Today we did this one:

All groups found the equation and the number of squares in the forty-third step easily. I wanted to show this one because we talking about direct and partial variation. We talked about how many squares the 0th step would have. We discussed what the graphs of the three patterns would look like (number of squares vs. step number) and connected an initial value of 0 to direct variations. We also talked about what was the same in all four tables and all four graphs. Somebody mentioned that the values in all the tables were going up by the same amount. Almost all groups had created a column for the first differences, even though we've never talked about it. Somebody else realized that the graphs would be going up at the same angle. We took a few minutes to get some information about direct and partial variations along with some information about slope into their notes.

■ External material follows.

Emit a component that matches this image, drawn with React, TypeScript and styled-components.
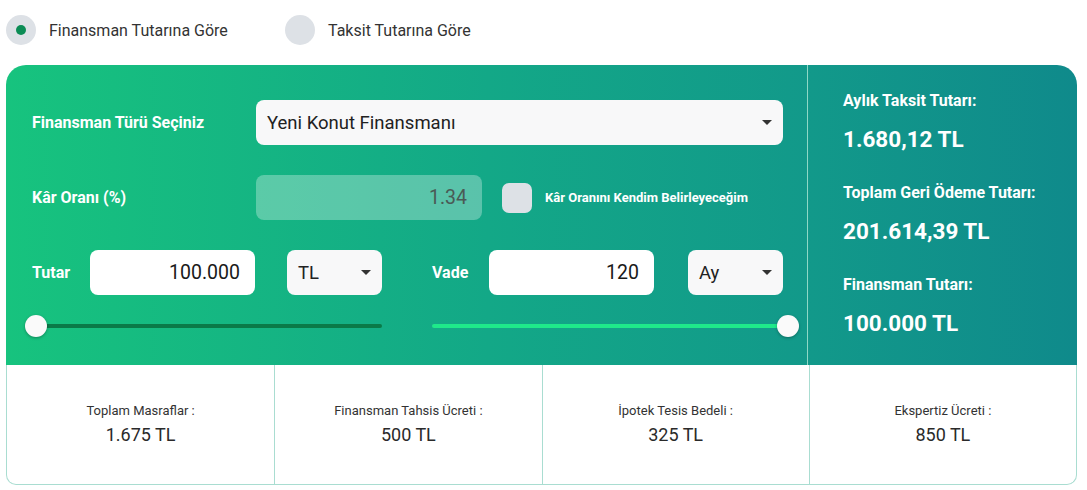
import React from "react";
import styled, { createGlobalStyle } from "styled-components";

const GlobalStyle = createGlobalStyle`
  html, body { margin: 0; padding: 0; background: #ffffff; }
  body { font-family: Roboto, "Noto Sans", "Liberation Sans", sans-serif; color: #333; }
  * { box-sizing: border-box; }
`;

const Page = styled.div`
  width: 1087px;
  padding: 0 10px 0 6px;
`;

const RadioRow = styled.div`
  display: flex;
  align-items: center;
  height: 60px;
`;

const RadioOption = styled.label<{ $w?: number }>`
  display: flex;
  align-items: center;
  width: ${(p) => (p.$w ? `${p.$w}px` : "auto")};
  font-size: 16px;
  color: #333;
  cursor: pointer;
`;

const RadioCircle = styled.span<{ $checked?: boolean }>`
  width: 30px;
  height: 30px;
  border-radius: 50%;
  background: #dde1e6;
  display: flex;
  align-items: center;
  justify-content: center;
  margin-right: 13px;
  flex-shrink: 0;
  &::after {
    content: "";
    width: 10px;
    height: 10px;
    border-radius: 50%;
    background: ${(p) => (p.$checked ? "#0b8c55" : "transparent")};
  }
`;

const Card = styled.div`
  margin-top: 5px;
  width: 1071px;
`;

const Panel = styled.div`
  display: grid;
  grid-template-columns: 801px 1px 1fr;
  height: 300px;
  border-radius: 20px 20px 0 0;
  background: linear-gradient(90deg, #17c37e 0%, #13a887 45%, #12998a 75%, #0f8a8b 100%);
  color: #fff;
`;

const Divider = styled.div`
  background: #8fd8c6;
`;

const Form = styled.div`
  padding: 35px 0 0 26px;
  display: flex;
  flex-direction: column;
`;

const Row = styled.div<{ $mt?: number }>`
  display: flex;
  align-items: center;
  height: 45px;
  margin-top: ${(p) => p.$mt ?? 0}px;
`;

const FieldLabel = styled.div<{ $w: number }>`
  width: ${(p) => p.$w}px;
  flex-shrink: 0;
  font-size: 16px;
  font-weight: 700;
  color: #fff;
`;

const SelectBox = styled.div<{ $w: number; $ml?: number }>`
  width: ${(p) => p.$w}px;
  height: 45px;
  margin-left: ${(p) => p.$ml ?? 0}px;
  background: #f8f8f9;
  border-radius: 8px;
  display: flex;
  align-items: center;
  justify-content: space-between;
  padding: 0 11px 0 11px;
  font-size: 18.5px;
  color: #222;
  flex-shrink: 0;
`;

const Caret = styled.span`
  width: 0;
  height: 0;
  border-left: 5px solid transparent;
  border-right: 5px solid transparent;
  border-top: 5px solid #333;
`;

const TextInput = styled.div<{ $w: number; $disabled?: boolean }>`
  width: ${(p) => p.$w}px;
  height: 45px;
  border-radius: 8px;
  background: ${(p) => (p.$disabled ? "rgba(255,255,255,0.3)" : "#ffffff")};
  display: flex;
  align-items: center;
  justify-content: flex-end;
  padding: 0 15px;
  font-size: 19.5px;
  color: ${(p) => (p.$disabled ? "#4a5a55" : "#1a1a1a")};
  flex-shrink: 0;
`;

const CheckBox = styled.span`
  width: 30px;
  height: 30px;
  border-radius: 7px;
  background: #dde1e6;
  margin-left: 20px;
  margin-right: 13px;
  flex-shrink: 0;
`;

const CheckLabel = styled.span`
  font-size: 13px;
  font-weight: 700;
  color: #fff;
`;

const Half = styled.div<{ $ml?: number }>`
  display: flex;
  align-items: center;
  margin-left: ${(p) => p.$ml ?? 0}px;
`;

const SliderRow = styled.div`
  display: flex;
  align-items: center;
  height: 22px;
  margin-top: 20px;
`;

const Track = styled.div<{ $w: number; $ml: number; $color: string }>`
  position: relative;
  width: ${(p) => p.$w}px;
  height: 4px;
  margin-left: ${(p) => p.$ml}px;
  border-radius: 2px;
  background: ${(p) => p.$color};
  flex-shrink: 0;
`;

const Thumb = styled.span<{ $end?: boolean }>`
  position: absolute;
  top: 50%;
  ${(p) => (p.$end ? "right: -11px;" : "left: -11px;")}
  width: 22px;
  height: 22px;
  margin-top: -11px;
  border-radius: 50%;
  background: #fafafa;
  box-shadow: 0 1px 3px rgba(0, 0, 0, 0.3);
`;

const Summary = styled.div`
  padding: 26px 0 0 35px;
  display: flex;
  flex-direction: column;
`;

const SumLabel = styled.div<{ $mt?: number }>`
  font-size: 16px;
  line-height: 20px;
  font-weight: 700;
  margin-top: ${(p) => p.$mt ?? 0}px;
`;

const SumValue = styled.div`
  font-size: 22.5px;
  line-height: 30px;
  font-weight: 700;
  margin-top: 13px;
`;

const Costs = styled.div`
  display: grid;
  grid-template-columns: repeat(4, 1fr);
  height: 120px;
  border: 1px solid #a9ddd1;
  border-top: none;
  border-radius: 0 0 10px 10px;
`;

const CostCell = styled.div`
  display: flex;
  flex-direction: column;
  align-items: center;
  justify-content: center;
  gap: 3px;
  & + & {
    border-left: 1px solid #a9ddd1;
  }
`;

const CostLabel = styled.div`
  font-size: 13px;
  line-height: 18px;
  color: #333;
`;

const CostValue = styled.div`
  font-size: 18px;
  line-height: 24px;
  color: #2a2a2a;
`;

const costs = [
  { label: "Toplam Masraflar :", value: "1.675 TL" },
  { label: "Finansman Tahsis Ücreti :", value: "500 TL" },
  { label: "İpotek Tesis Bedeli :", value: "325 TL" },
  { label: "Ekspertiz Ücreti :", value: "850 TL" },
];

export default function App() {
  return (
    <Page>
      <GlobalStyle />
      <RadioRow>
        <RadioOption $w={279}>
          <RadioCircle $checked />
          Finansman Tutarına Göre
        </RadioOption>
        <RadioOption>
          <RadioCircle />
          Taksit Tutarına Göre
        </RadioOption>
      </RadioRow>
      <Card>
        <Panel>
          <Form>
            <Row>
              <FieldLabel $w={224}>Finansman Türü Seçiniz</FieldLabel>
              <SelectBox $w={527}>
                Yeni Konut Finansmanı
                <Caret />
              </SelectBox>
            </Row>
            <Row $mt={30}>
              <FieldLabel $w={224}>Kâr Oranı (%)</FieldLabel>
              <TextInput $w={226} $disabled>
                1.34
              </TextInput>
              <CheckBox />
              <CheckLabel>Kâr Oranını Kendim Belirleyeceğim</CheckLabel>
            </Row>
            <Row $mt={30}>
              <Half>
                <FieldLabel $w={58}>Tutar</FieldLabel>
                <TextInput $w={165}>100.000</TextInput>
                <SelectBox $w={95} $ml={32}>
                  TL
                  <Caret />
                </SelectBox>
              </Half>
              <Half $ml={50}>
                <FieldLabel $w={57}>Vade</FieldLabel>
                <TextInput $w={165}>120</TextInput>
                <SelectBox $w={95} $ml={34}>
                  Ay
                  <Caret />
                </SelectBox>
              </Half>
            </Row>
            <SliderRow>
              <Track $w={346} $ml={4} $color="#0a7a48">
                <Thumb />
              </Track>
              <Track $w={356} $ml={50} $color="#1fe98a">
                <Thumb $end />
              </Track>
            </SliderRow>
          </Form>
          <Divider />
          <Summary>
            <SumLabel>Aylık Taksit Tutarı:</SumLabel>
            <SumValue>1.680,12 TL</SumValue>
            <SumLabel $mt={29}>Toplam Geri Ödeme Tutarı:</SumLabel>
            <SumValue>201.614,39 TL</SumValue>
            <SumLabel $mt={29}>Finansman Tutarı:</SumLabel>
            <SumValue>100.000 TL</SumValue>
          </Summary>
        </Panel>
        <Costs>
          {costs.map((c) => (
            <CostCell key={c.label}>
              <CostLabel>{c.label}</CostLabel>
              <CostValue>{c.value}</CostValue>
            </CostCell>
          ))}
        </Costs>
      </Card>
    </Page>
  );
}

I was happy to get through this when I did. Today was picture day and shortly after I finished about half a dozen students had to leave and get their photos taken.

The rest of the class did a mastery test on integers. Our department uses mastery tests to get at key skills in a course. They are short ten mark quizzes that focus on very specific but important skills. The idea is that we write the mastery test in class. The teacher marks them then hands them back (usually the next day) and go over any trouble spots. We rewrite a similar mastery test which get marked again. After the second attempt students can rewrite as many times as they want (outside of class time) until they get a mark that they are happy with. In this way the assessment is formative until the student decides it should be summative.

We finished up the mastery test and I handed out a set of data and asked them to create a scatter plot. They had to choose which variables were dependent and independent, create a scale, draw a line of best fit and list the characteristics of the graph (discrete/continuous, partial/direct, positive/negative slope).